__Dataset records__.
[BEGIN]

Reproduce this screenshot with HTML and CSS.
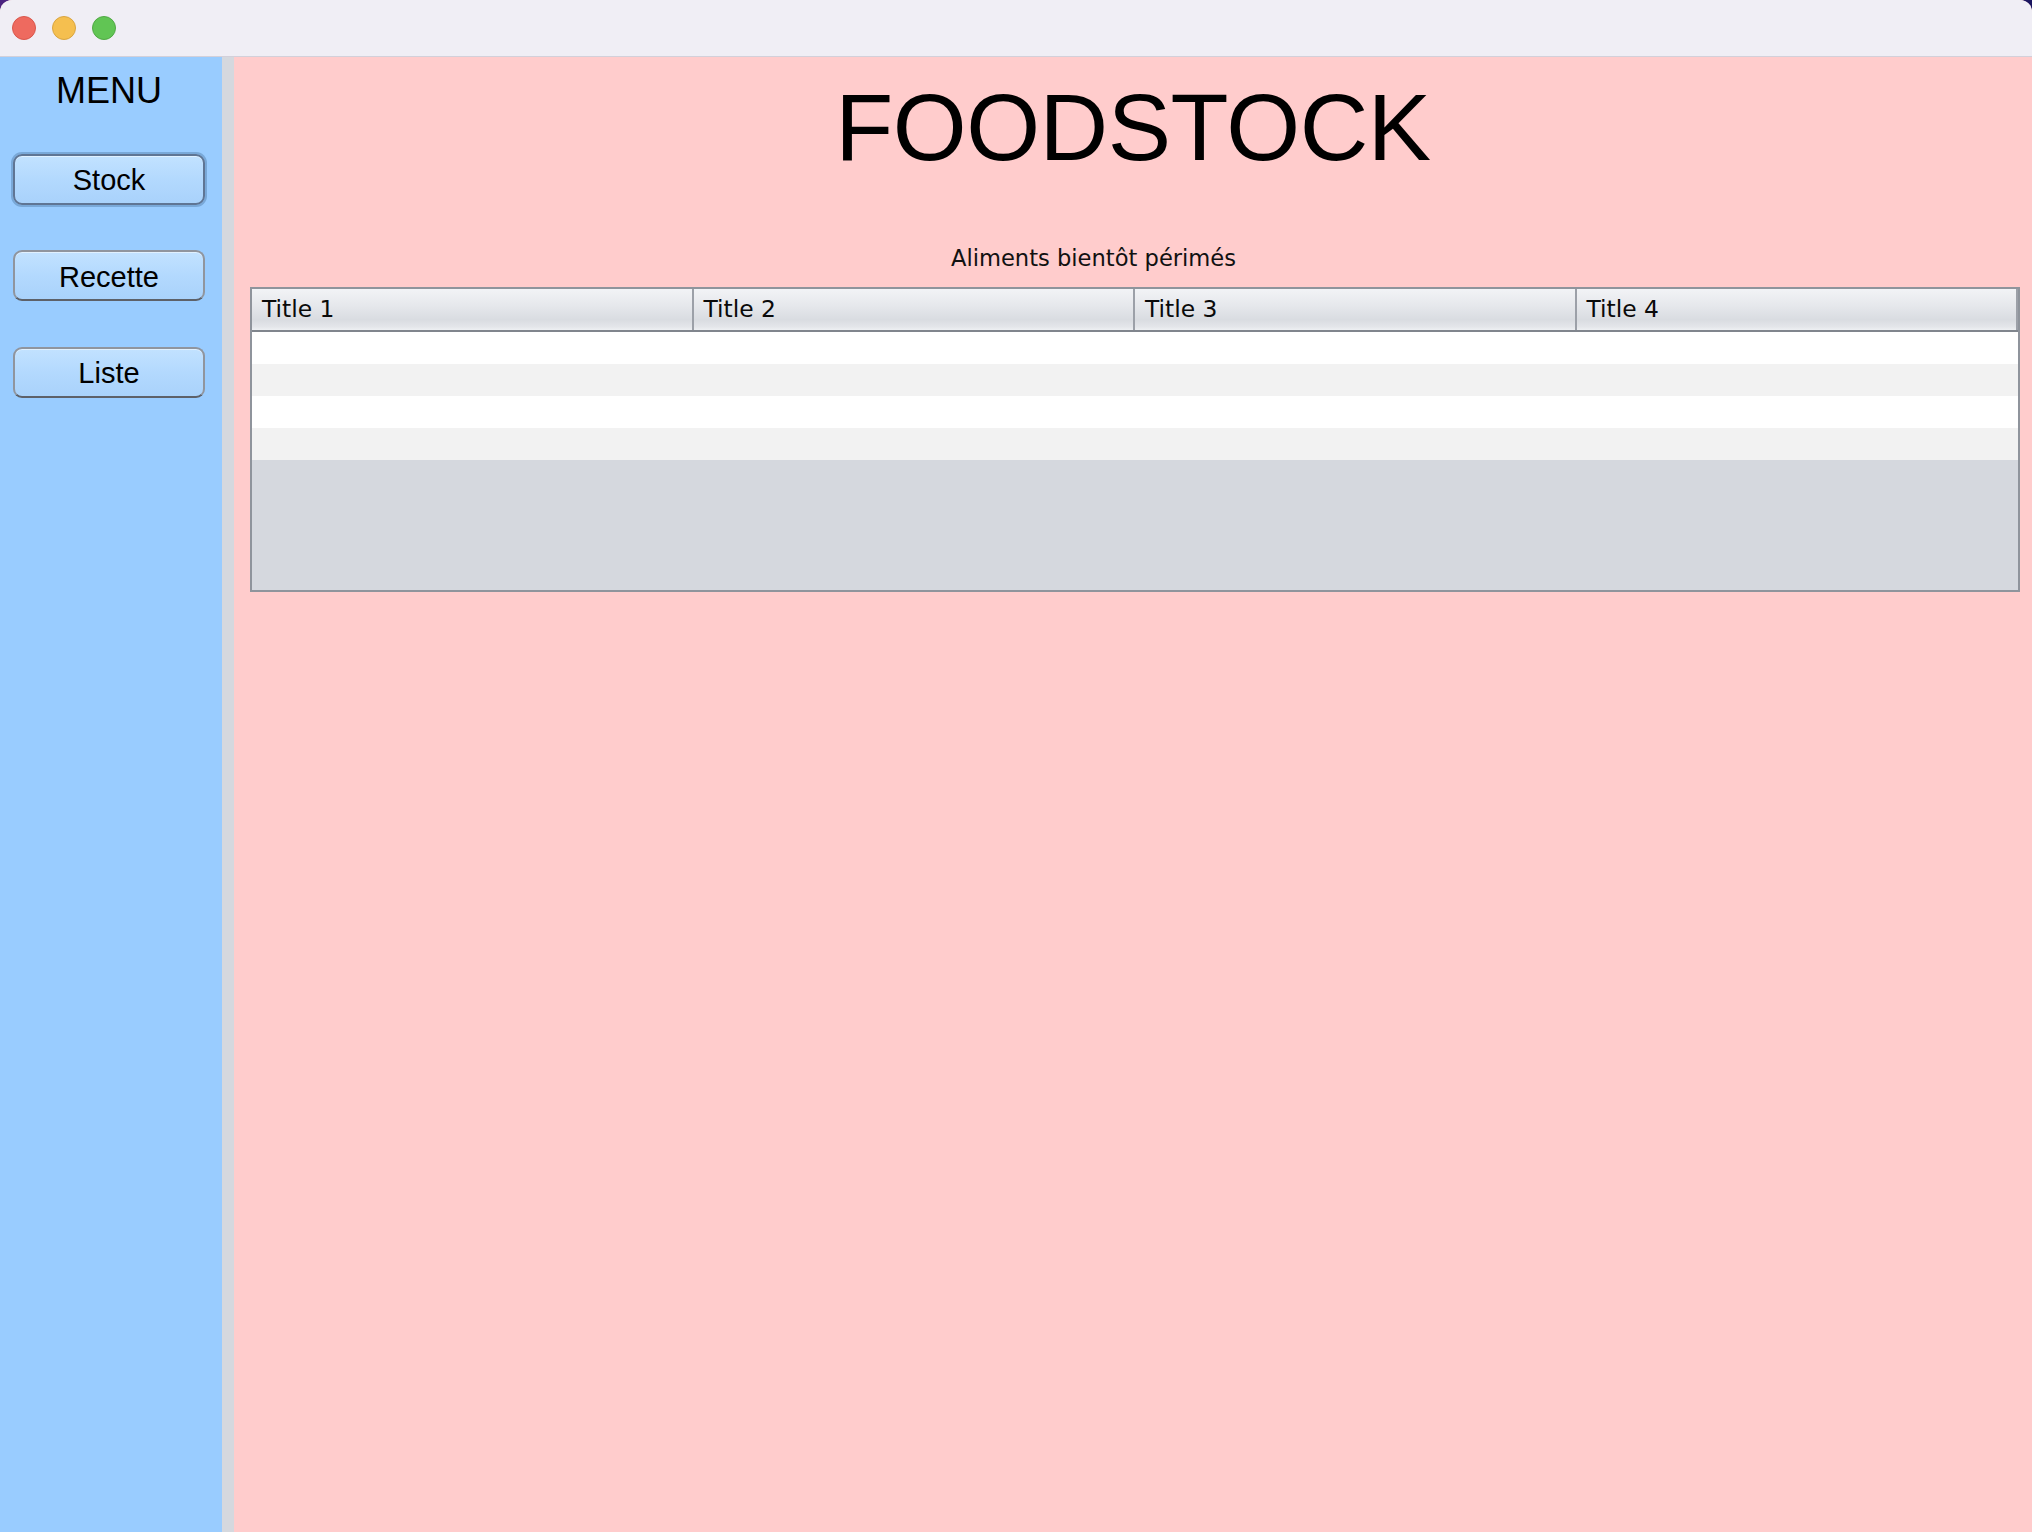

[END]
[BEGIN]

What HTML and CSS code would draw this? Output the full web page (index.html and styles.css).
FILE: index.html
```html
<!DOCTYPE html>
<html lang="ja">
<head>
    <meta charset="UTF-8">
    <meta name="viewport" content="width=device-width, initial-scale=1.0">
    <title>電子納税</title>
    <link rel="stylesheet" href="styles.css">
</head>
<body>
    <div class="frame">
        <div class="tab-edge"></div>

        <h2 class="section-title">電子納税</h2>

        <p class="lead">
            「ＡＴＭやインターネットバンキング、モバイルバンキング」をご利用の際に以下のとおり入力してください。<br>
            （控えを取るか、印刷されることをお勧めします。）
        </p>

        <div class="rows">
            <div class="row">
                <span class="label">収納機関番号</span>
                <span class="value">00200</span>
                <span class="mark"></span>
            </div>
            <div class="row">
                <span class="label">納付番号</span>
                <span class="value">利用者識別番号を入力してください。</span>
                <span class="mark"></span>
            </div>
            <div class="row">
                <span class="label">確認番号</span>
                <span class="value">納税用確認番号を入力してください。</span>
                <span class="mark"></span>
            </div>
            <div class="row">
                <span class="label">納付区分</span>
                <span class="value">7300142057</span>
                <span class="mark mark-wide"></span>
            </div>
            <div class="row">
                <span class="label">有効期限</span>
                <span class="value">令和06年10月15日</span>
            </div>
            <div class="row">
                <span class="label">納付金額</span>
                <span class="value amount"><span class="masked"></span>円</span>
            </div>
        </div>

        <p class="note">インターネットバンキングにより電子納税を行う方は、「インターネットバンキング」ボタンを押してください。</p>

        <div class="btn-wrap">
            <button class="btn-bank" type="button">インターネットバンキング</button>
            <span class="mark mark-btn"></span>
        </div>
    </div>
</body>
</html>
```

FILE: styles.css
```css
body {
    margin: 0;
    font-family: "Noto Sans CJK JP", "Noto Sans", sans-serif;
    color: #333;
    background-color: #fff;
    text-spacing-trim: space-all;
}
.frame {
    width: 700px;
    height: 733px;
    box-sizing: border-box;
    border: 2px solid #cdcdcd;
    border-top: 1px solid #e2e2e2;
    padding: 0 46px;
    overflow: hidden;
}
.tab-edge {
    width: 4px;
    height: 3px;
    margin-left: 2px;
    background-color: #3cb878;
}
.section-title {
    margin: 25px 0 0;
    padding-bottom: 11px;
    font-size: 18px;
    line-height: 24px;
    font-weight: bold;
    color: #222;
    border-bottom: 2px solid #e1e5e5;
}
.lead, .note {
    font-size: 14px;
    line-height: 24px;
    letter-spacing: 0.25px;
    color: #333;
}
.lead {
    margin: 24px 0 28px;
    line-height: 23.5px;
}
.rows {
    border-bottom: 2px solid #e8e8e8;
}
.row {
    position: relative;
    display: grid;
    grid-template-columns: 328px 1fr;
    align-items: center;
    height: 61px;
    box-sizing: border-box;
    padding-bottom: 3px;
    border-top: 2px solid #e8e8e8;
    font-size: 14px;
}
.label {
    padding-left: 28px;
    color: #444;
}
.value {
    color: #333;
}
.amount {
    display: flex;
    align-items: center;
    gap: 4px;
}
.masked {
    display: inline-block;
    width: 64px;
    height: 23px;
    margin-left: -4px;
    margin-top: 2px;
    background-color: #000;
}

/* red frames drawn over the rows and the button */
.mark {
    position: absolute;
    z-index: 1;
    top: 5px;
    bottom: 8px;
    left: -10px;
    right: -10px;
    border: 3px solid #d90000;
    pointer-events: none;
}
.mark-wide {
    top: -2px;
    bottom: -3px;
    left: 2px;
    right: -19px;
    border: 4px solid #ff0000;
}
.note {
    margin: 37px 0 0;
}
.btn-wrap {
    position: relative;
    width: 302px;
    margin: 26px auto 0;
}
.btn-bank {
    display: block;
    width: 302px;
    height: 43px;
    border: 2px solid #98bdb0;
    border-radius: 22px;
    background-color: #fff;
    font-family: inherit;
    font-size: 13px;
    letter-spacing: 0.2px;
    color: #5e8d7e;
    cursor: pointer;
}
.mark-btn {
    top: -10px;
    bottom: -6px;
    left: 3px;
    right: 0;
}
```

[END]

__Do this__.
Work out how many lines in the entries hold the string "styles". Your answer should consist solely of that number.

__Result of the task__.
3